## STATED TASK
Transcribe the data in full and exactly, omitting any pictures.

>> Start COLLECTED DATA

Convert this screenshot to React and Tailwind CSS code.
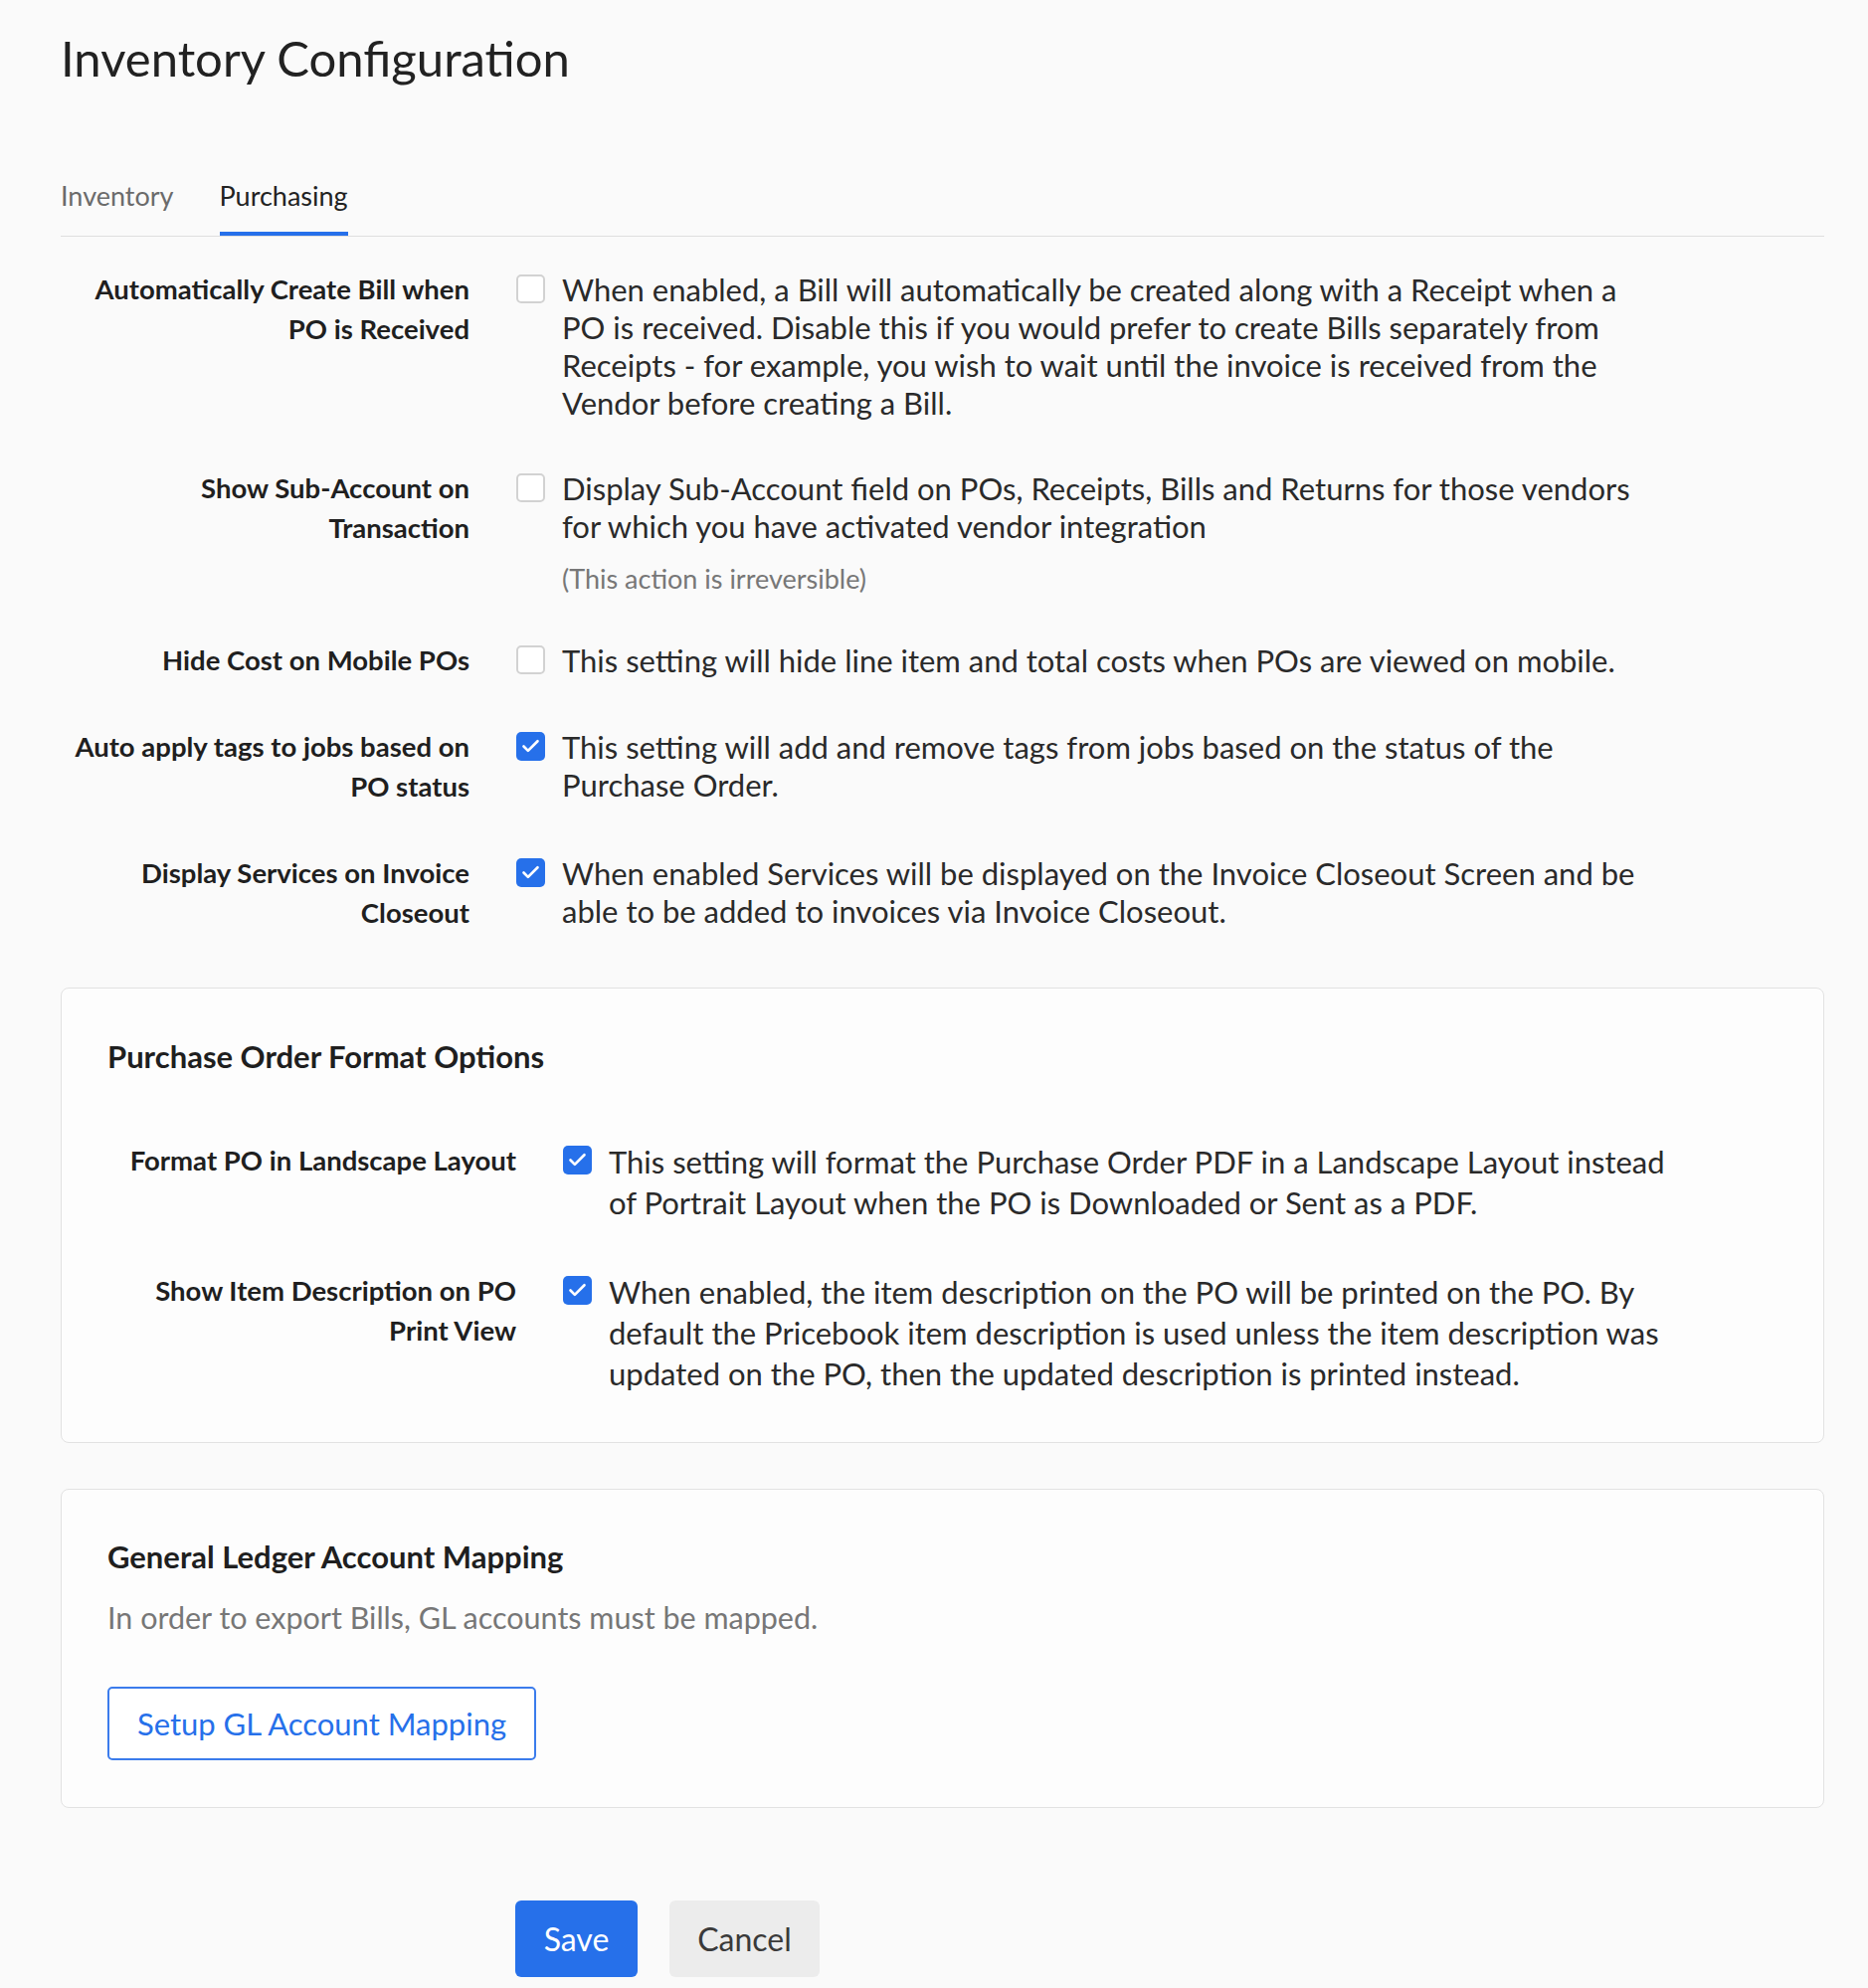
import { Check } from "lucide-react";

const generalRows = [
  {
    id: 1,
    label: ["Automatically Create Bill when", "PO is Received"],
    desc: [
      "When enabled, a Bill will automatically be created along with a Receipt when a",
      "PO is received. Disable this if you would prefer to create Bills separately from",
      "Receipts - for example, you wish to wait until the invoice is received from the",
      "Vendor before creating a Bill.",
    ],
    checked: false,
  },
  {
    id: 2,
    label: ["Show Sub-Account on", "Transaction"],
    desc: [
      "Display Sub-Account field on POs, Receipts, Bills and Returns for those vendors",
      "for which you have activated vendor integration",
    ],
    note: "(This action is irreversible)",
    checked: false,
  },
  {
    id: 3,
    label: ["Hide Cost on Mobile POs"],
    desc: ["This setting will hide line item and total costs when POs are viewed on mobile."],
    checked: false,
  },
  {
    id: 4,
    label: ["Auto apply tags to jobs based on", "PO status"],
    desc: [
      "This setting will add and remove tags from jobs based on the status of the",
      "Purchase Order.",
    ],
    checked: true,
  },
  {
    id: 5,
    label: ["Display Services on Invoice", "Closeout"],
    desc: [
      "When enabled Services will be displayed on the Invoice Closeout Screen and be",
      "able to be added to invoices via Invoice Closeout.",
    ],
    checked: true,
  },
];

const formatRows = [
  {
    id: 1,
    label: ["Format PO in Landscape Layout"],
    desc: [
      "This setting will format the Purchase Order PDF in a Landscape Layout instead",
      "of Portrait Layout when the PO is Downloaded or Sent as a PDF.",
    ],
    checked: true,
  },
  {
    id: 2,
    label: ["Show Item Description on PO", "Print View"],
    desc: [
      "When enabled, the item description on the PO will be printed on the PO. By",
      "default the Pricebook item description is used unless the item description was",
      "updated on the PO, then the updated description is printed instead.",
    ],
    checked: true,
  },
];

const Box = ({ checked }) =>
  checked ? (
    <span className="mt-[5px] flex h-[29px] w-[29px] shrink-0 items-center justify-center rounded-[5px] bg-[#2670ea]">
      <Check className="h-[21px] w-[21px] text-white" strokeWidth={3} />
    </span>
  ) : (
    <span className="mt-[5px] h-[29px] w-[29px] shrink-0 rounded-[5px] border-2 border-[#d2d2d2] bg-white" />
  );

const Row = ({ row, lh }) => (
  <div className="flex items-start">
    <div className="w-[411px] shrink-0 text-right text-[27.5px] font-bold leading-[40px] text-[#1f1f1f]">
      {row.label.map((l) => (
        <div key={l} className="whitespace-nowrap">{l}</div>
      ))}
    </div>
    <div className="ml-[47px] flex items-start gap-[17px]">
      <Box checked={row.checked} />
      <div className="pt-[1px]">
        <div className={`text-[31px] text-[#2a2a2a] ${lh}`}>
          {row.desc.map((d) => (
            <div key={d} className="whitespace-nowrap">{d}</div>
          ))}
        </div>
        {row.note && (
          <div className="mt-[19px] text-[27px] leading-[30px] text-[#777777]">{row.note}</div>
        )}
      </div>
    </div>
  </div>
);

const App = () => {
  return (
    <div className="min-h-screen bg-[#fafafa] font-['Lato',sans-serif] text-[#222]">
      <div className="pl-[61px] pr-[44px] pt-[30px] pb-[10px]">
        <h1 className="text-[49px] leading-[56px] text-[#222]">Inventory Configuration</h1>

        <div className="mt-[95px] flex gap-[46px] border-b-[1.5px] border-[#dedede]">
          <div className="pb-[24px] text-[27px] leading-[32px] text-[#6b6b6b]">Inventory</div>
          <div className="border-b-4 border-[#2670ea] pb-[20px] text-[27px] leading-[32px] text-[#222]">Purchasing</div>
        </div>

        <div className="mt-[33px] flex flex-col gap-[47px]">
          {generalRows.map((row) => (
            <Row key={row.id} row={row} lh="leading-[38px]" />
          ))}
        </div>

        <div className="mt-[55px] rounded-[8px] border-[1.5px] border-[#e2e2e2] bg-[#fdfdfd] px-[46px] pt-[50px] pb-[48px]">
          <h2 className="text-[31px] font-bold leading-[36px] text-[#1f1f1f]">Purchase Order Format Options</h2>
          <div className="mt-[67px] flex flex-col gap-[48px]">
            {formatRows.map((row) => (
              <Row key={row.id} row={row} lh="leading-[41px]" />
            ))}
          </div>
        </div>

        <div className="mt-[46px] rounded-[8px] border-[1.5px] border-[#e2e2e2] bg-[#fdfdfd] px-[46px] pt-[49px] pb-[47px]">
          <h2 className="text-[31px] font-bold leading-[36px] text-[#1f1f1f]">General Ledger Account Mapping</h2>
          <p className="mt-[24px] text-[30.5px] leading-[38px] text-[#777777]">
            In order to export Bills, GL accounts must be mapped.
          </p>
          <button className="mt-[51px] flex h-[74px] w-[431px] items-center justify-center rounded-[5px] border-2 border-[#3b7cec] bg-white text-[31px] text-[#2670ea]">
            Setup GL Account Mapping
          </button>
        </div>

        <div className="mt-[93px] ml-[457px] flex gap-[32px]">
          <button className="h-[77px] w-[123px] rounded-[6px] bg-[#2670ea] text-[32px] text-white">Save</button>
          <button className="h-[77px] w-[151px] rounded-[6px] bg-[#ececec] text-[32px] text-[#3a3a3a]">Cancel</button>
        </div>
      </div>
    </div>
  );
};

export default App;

>> End COLLECTED DATA

## WORKED ANSWER
Convert this screenshot to React and Tailwind CSS code.
import { Check } from "lucide-react";

const generalRows = [
  {
    id: 1,
    label: ["Automatically Create Bill when", "PO is Received"],
    desc: [
      "When enabled, a Bill will automatically be created along with a Receipt when a",
      "PO is received. Disable this if you would prefer to create Bills separately from",
      "Receipts - for example, you wish to wait until the invoice is received from the",
      "Vendor before creating a Bill.",
    ],
    checked: false,
  },
  {
    id: 2,
    label: ["Show Sub-Account on", "Transaction"],
    desc: [
      "Display Sub-Account field on POs, Receipts, Bills and Returns for those vendors",
      "for which you have activated vendor integration",
    ],
    note: "(This action is irreversible)",
    checked: false,
  },
  {
    id: 3,
    label: ["Hide Cost on Mobile POs"],
    desc: ["This setting will hide line item and total costs when POs are viewed on mobile."],
    checked: false,
  },
  {
    id: 4,
    label: ["Auto apply tags to jobs based on", "PO status"],
    desc: [
      "This setting will add and remove tags from jobs based on the status of the",
      "Purchase Order.",
    ],
    checked: true,
  },
  {
    id: 5,
    label: ["Display Services on Invoice", "Closeout"],
    desc: [
      "When enabled Services will be displayed on the Invoice Closeout Screen and be",
      "able to be added to invoices via Invoice Closeout.",
    ],
    checked: true,
  },
];

const formatRows = [
  {
    id: 1,
    label: ["Format PO in Landscape Layout"],
    desc: [
      "This setting will format the Purchase Order PDF in a Landscape Layout instead",
      "of Portrait Layout when the PO is Downloaded or Sent as a PDF.",
    ],
    checked: true,
  },
  {
    id: 2,
    label: ["Show Item Description on PO", "Print View"],
    desc: [
      "When enabled, the item description on the PO will be printed on the PO. By",
      "default the Pricebook item description is used unless the item description was",
      "updated on the PO, then the updated description is printed instead.",
    ],
    checked: true,
  },
];

const Box = ({ checked }) =>
  checked ? (
    <span className="mt-[5px] flex h-[29px] w-[29px] shrink-0 items-center justify-center rounded-[5px] bg-[#2670ea]">
      <Check className="h-[21px] w-[21px] text-white" strokeWidth={3} />
    </span>
  ) : (
    <span className="mt-[5px] h-[29px] w-[29px] shrink-0 rounded-[5px] border-2 border-[#d2d2d2] bg-white" />
  );

const Row = ({ row, lh }) => (
  <div className="flex items-start">
    <div className="w-[411px] shrink-0 text-right text-[27.5px] font-bold leading-[40px] text-[#1f1f1f]">
      {row.label.map((l) => (
        <div key={l} className="whitespace-nowrap">{l}</div>
      ))}
    </div>
    <div className="ml-[47px] flex items-start gap-[17px]">
      <Box checked={row.checked} />
      <div className="pt-[1px]">
        <div className={`text-[31px] text-[#2a2a2a] ${lh}`}>
          {row.desc.map((d) => (
            <div key={d} className="whitespace-nowrap">{d}</div>
          ))}
        </div>
        {row.note && (
          <div className="mt-[19px] text-[27px] leading-[30px] text-[#777777]">{row.note}</div>
        )}
      </div>
    </div>
  </div>
);

const App = () => {
  return (
    <div className="min-h-screen bg-[#fafafa] font-['Lato',sans-serif] text-[#222]">
      <div className="pl-[61px] pr-[44px] pt-[30px] pb-[10px]">
        <h1 className="text-[49px] leading-[56px] text-[#222]">Inventory Configuration</h1>

        <div className="mt-[95px] flex gap-[46px] border-b-[1.5px] border-[#dedede]">
          <div className="pb-[24px] text-[27px] leading-[32px] text-[#6b6b6b]">Inventory</div>
          <div className="border-b-4 border-[#2670ea] pb-[20px] text-[27px] leading-[32px] text-[#222]">Purchasing</div>
        </div>

        <div className="mt-[33px] flex flex-col gap-[47px]">
          {generalRows.map((row) => (
            <Row key={row.id} row={row} lh="leading-[38px]" />
          ))}
        </div>

        <div className="mt-[55px] rounded-[8px] border-[1.5px] border-[#e2e2e2] bg-[#fdfdfd] px-[46px] pt-[50px] pb-[48px]">
          <h2 className="text-[31px] font-bold leading-[36px] text-[#1f1f1f]">Purchase Order Format Options</h2>
          <div className="mt-[67px] flex flex-col gap-[48px]">
            {formatRows.map((row) => (
              <Row key={row.id} row={row} lh="leading-[41px]" />
            ))}
          </div>
        </div>

        <div className="mt-[46px] rounded-[8px] border-[1.5px] border-[#e2e2e2] bg-[#fdfdfd] px-[46px] pt-[49px] pb-[47px]">
          <h2 className="text-[31px] font-bold leading-[36px] text-[#1f1f1f]">General Ledger Account Mapping</h2>
          <p className="mt-[24px] text-[30.5px] leading-[38px] text-[#777777]">
            In order to export Bills, GL accounts must be mapped.
          </p>
          <button className="mt-[51px] flex h-[74px] w-[431px] items-center justify-center rounded-[5px] border-2 border-[#3b7cec] bg-white text-[31px] text-[#2670ea]">
            Setup GL Account Mapping
          </button>
        </div>

        <div className="mt-[93px] ml-[457px] flex gap-[32px]">
          <button className="h-[77px] w-[123px] rounded-[6px] bg-[#2670ea] text-[32px] text-white">Save</button>
          <button className="h-[77px] w-[151px] rounded-[6px] bg-[#ececec] text-[32px] text-[#3a3a3a]">Cancel</button>
        </div>
      </div>
    </div>
  );
};

export default App;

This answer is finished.